Tag Archives: City Council

Popularity or purpose?

Today people will visit the polls throughout Birmingham, AL to determine whether or not nine individuals that currently serve us as city councilors should be re-elected for another term or if new leaders are required. As reported yesterday on WBHM, it can be a little confusing when you see so many different signs lining the streets… but should that be the only measure of a candidate?

There has been extensive coverage of all of the candidates from numerous mainstream and alternative outlets. We’ve even had folks tell us we should or should not vote for. The idea of letting someone else decide for me seems a little insane, especially if all you’re going to do later on is complain about how it wasn’t your choice. Being the type of city that we are, while we may not know about a candidate’s position, we’re ready to have an excuse to party so we can start preparing for four years from now.

While bhamterminal.com probably did not help you decide who you need to vote for (as it’s never been our policy, despite some thinking and hoping otherwise), wouldn’t it make more sense to stop for a moment and decide whether or not you’re going to vote for a candidate because of what they believe and what you think they can do instead of whether or not you know them or just because you know their name? Can they speak on an issue that you believe in passionately or do they get confused between green building and green grocers? Do they try to ride one project to a re-election or do they give you new ideas about how their city can change for the better and what they’re willing to advocate for to help it get there?

Every election is described as the most important one ever, regardless of where you live and what’s at stake. I’d challenge you to watch or listen to today’s City Council meeting (or check it out later after it’s been archived). I’d challenge you do check out what you don’t like about any issues and think about just how it could be changed. When the polls close this evening at 7 p.m., I’d hope that a quick look at who currently represents you and their opponents just may move you to head to the polls.

Is it really about how many signs you have up along the streets, the number of folks who know your name or the capability of representing a city that desperately needs to lose its apathetic attitude when it comes to matters of importance or its future? Today will be yet another chapter in Birmingham’s search to find out which one they are more comfortable with.

André Natta is the stationmaster for bhamterminal.com.

Why pay more?

I hop on a plane and fly out to Colorado and hope that big news stories don’t happen while I’m in the air and getting settled in. Now that I’ve been reminded that news will never wait (and that inevitably there will be two stories)…

It will be extremely difficult for the city council to justify a raise for those that follow them into office next year, despite the best of intentions from Councilor Miriam Witherspoon. While the jobs are part-time, many in this current crop do treat it as full time work. Many would argue however that it as the price of being a public servant – doing the work of the people for a small amount of money and their gratitude.

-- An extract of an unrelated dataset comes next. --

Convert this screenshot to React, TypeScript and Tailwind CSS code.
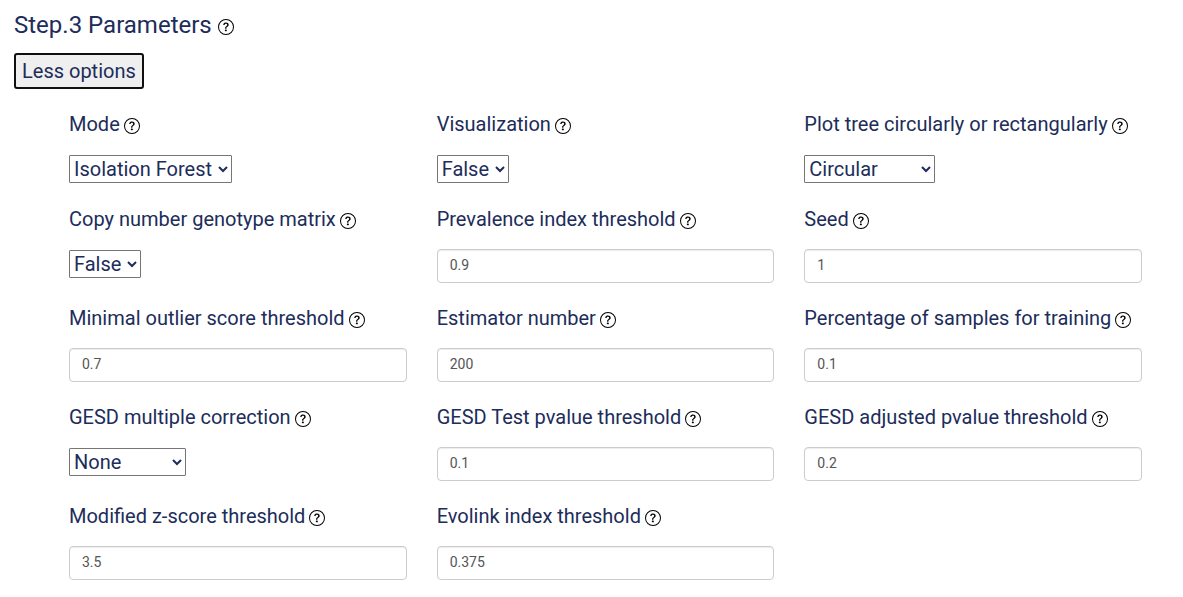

The pay scale should be reviewed in the near future as there is some discrepancy in relation to what they do and what they receive as compensation. However one look at the financial situation that many of the city’s residents find themselves in suggests that if passed we would most certainly see faces change on the council dais next year as it would prove that our current crop were out of touch with what’s going on around them.

Councilor (soon to be County Commissioner) William Bell made the point that the council should not be able to increase their salaries. Those are words that should be heeded in this case. If the proposal was allowed to be presented in its current state it would  be extremely difficult to justify that 120% increase to many long time residents, especially those the who are about to watch one of their community’s anchors, albeit one that has been floundering for some time, begin the process of shutting down after 100 years. The two stories are in fact related (yes, they are).

The council should be encouraging the mayor to reach into the bag from which he’s already promised more than $1 billion in funds to find a way to keep Carraway‘s doors open or at least find a company that would be able to take over the hospital and fulfill its current plans for the area.

Before we go any further, we need to make clear the fact that the city has done what it could to try to help the facility stay open. The former Parisian warehouse at Carraway Boulevard and 12th Street North was torn down in June in hopes that a renaissance long promised to the area’s residents was about to be kicked into high gear. That renaissance was tied to a resurgent Carraway.

The pending closure of the facility, despite the “great” opportunity provided by having a piece of property ready for redevelopment (note sarcasm), is a situation that is tied to the current economic crisis but one that needs to be dealt with swiftly. Making sure that people in Birmingham are employed and that we’re continuing to go after the tax revenue that is desperately needed to complete many of the projects on the boards would go a long way towards influencing residents that our city council needs a pay raise, though it would make more sense to deal with such a raise after next year’s elections (perhaps by the voters).

Our city is currently much better off than other larger cities like San Diego, CA and Newark, NJ (two cities that come to mind as I watch an interview on television this morning with both cities’ mayors talking about their financial crises). For the council to reward itself financially for that accomplishment is definitely not the most effective way to demonstrate that fiscal responsibility.

While I’m starting my first day as a Main Street practitioner in more than 18 months about the time that the council will most likely begin to debate this issue, I’ll catch the highlights of the meeting later on today. I’m sure that most of the city will be doing the same to see how the first issue of the 2009 council race shakes out.

André Natta is the managing editor of The Terminal.